AVAILABLE RECORDS:
----------
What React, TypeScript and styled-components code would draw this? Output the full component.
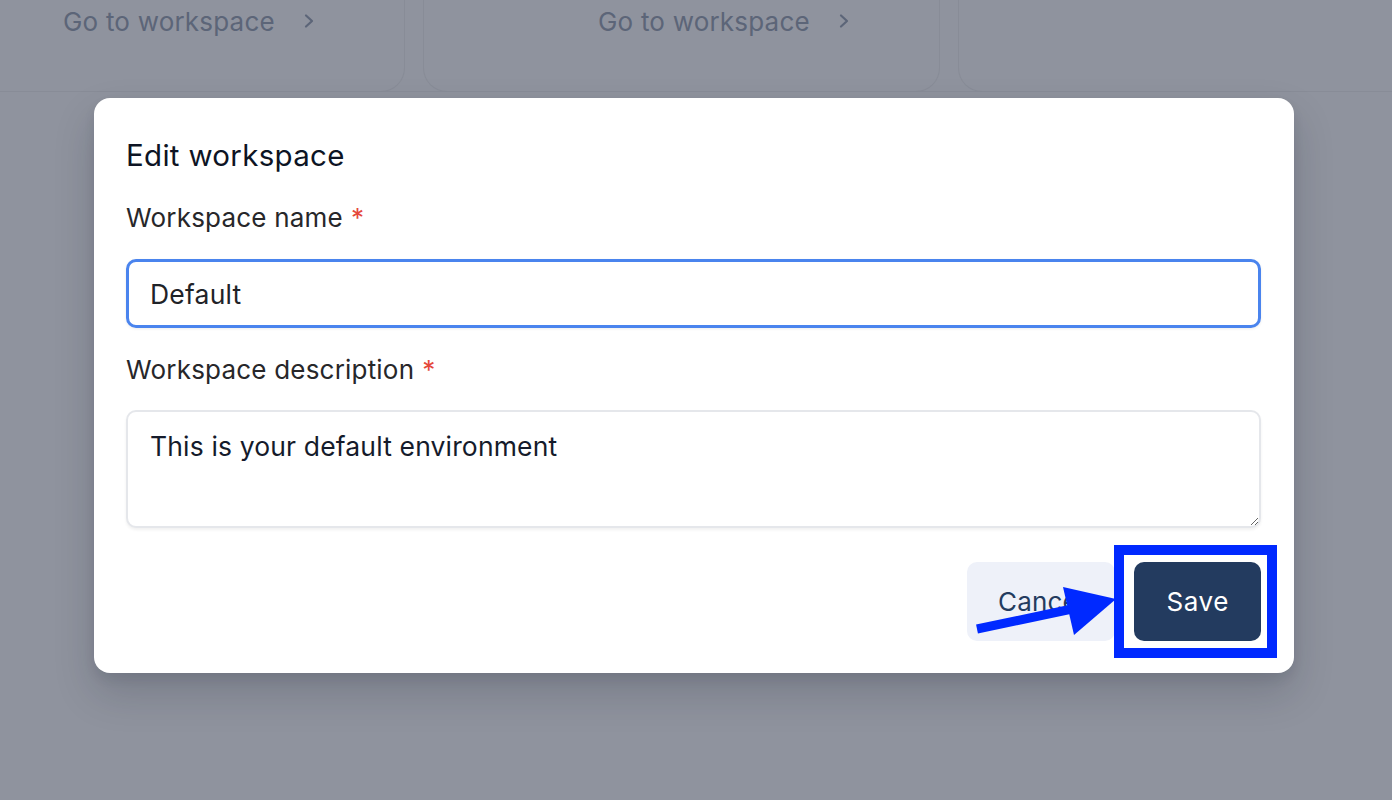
----------
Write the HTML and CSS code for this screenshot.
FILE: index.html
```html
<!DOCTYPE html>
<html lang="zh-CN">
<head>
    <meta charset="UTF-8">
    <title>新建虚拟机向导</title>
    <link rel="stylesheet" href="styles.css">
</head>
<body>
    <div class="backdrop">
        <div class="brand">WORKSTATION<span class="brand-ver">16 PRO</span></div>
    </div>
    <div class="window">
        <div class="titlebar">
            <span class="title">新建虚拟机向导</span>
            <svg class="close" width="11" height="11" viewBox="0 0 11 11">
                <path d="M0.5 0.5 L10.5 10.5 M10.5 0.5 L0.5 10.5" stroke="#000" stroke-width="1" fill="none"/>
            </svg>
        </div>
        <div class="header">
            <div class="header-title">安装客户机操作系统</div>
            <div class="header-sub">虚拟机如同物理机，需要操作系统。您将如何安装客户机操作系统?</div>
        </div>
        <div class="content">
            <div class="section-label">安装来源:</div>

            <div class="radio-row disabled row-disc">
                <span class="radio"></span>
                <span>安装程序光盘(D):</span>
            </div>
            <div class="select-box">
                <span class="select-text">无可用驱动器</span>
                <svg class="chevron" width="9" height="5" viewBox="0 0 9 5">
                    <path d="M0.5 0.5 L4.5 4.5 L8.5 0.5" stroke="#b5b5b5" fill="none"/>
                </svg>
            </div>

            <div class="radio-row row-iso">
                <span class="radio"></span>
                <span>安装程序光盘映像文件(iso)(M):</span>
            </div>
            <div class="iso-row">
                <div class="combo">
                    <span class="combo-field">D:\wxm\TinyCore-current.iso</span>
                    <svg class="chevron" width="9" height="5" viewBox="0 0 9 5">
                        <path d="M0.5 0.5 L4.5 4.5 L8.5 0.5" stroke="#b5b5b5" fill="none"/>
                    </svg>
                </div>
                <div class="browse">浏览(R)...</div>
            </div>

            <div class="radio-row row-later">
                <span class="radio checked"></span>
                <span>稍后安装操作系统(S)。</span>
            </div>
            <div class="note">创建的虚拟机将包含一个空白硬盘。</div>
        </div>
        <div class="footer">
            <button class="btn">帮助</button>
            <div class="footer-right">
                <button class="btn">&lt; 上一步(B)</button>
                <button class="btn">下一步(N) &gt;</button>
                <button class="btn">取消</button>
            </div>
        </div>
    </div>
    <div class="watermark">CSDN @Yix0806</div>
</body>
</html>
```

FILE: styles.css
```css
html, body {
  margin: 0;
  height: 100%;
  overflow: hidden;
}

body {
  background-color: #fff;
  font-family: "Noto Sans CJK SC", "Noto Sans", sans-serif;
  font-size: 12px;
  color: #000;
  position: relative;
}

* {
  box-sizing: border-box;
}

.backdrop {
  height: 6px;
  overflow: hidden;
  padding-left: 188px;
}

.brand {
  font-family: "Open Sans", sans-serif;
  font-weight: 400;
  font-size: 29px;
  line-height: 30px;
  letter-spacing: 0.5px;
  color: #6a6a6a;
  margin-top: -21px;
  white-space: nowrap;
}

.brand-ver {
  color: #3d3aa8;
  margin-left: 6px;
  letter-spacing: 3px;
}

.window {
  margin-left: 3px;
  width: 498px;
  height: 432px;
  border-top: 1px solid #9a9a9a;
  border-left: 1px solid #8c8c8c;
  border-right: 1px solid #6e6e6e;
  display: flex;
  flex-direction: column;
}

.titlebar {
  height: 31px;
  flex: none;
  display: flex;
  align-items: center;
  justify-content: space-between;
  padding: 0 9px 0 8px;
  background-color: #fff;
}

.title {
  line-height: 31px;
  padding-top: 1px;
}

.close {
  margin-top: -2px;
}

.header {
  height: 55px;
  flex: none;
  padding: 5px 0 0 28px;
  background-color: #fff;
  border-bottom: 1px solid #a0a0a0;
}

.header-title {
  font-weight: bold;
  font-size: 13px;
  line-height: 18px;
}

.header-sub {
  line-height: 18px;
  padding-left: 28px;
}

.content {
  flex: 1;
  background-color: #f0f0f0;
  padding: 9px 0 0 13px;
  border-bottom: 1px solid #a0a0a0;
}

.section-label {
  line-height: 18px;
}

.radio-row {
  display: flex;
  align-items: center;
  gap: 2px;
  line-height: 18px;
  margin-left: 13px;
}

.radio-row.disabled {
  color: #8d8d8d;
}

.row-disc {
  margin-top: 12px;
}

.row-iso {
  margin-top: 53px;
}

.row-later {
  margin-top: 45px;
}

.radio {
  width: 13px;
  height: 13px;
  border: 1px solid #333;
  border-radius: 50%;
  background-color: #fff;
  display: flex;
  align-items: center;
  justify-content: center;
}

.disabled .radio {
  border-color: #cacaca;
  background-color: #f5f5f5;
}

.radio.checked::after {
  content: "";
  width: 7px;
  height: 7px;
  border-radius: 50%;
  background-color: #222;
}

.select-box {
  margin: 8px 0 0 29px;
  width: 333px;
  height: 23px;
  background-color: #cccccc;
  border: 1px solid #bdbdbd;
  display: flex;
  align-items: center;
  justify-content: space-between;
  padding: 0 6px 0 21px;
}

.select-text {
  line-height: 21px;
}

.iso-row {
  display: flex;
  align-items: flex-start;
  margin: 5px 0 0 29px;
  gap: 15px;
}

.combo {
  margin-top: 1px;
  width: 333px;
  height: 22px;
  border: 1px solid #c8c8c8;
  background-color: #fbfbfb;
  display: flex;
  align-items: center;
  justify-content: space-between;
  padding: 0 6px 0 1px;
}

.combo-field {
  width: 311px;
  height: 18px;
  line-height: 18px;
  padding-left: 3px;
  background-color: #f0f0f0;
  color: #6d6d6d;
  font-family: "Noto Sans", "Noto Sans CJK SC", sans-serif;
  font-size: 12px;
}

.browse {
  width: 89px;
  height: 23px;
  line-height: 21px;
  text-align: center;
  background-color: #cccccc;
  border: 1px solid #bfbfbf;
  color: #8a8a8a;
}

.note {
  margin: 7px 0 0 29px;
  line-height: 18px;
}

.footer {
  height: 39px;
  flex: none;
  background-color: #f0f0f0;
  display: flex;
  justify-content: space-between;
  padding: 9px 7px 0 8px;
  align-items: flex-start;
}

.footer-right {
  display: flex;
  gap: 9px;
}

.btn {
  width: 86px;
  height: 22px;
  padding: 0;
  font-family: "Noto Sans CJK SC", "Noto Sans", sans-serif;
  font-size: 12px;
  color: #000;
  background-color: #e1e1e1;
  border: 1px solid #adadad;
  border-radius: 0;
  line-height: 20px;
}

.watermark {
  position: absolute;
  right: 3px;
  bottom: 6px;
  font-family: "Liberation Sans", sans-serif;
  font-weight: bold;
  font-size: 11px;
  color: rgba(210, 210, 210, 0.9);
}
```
----------
WHAT TO DO:
Filter the entries down to the lines with the word "this" in them.

COMPLETED TASK:
What React, TypeScript and styled-components code would draw this? Output the full component.
Write the HTML and CSS code for this screenshot.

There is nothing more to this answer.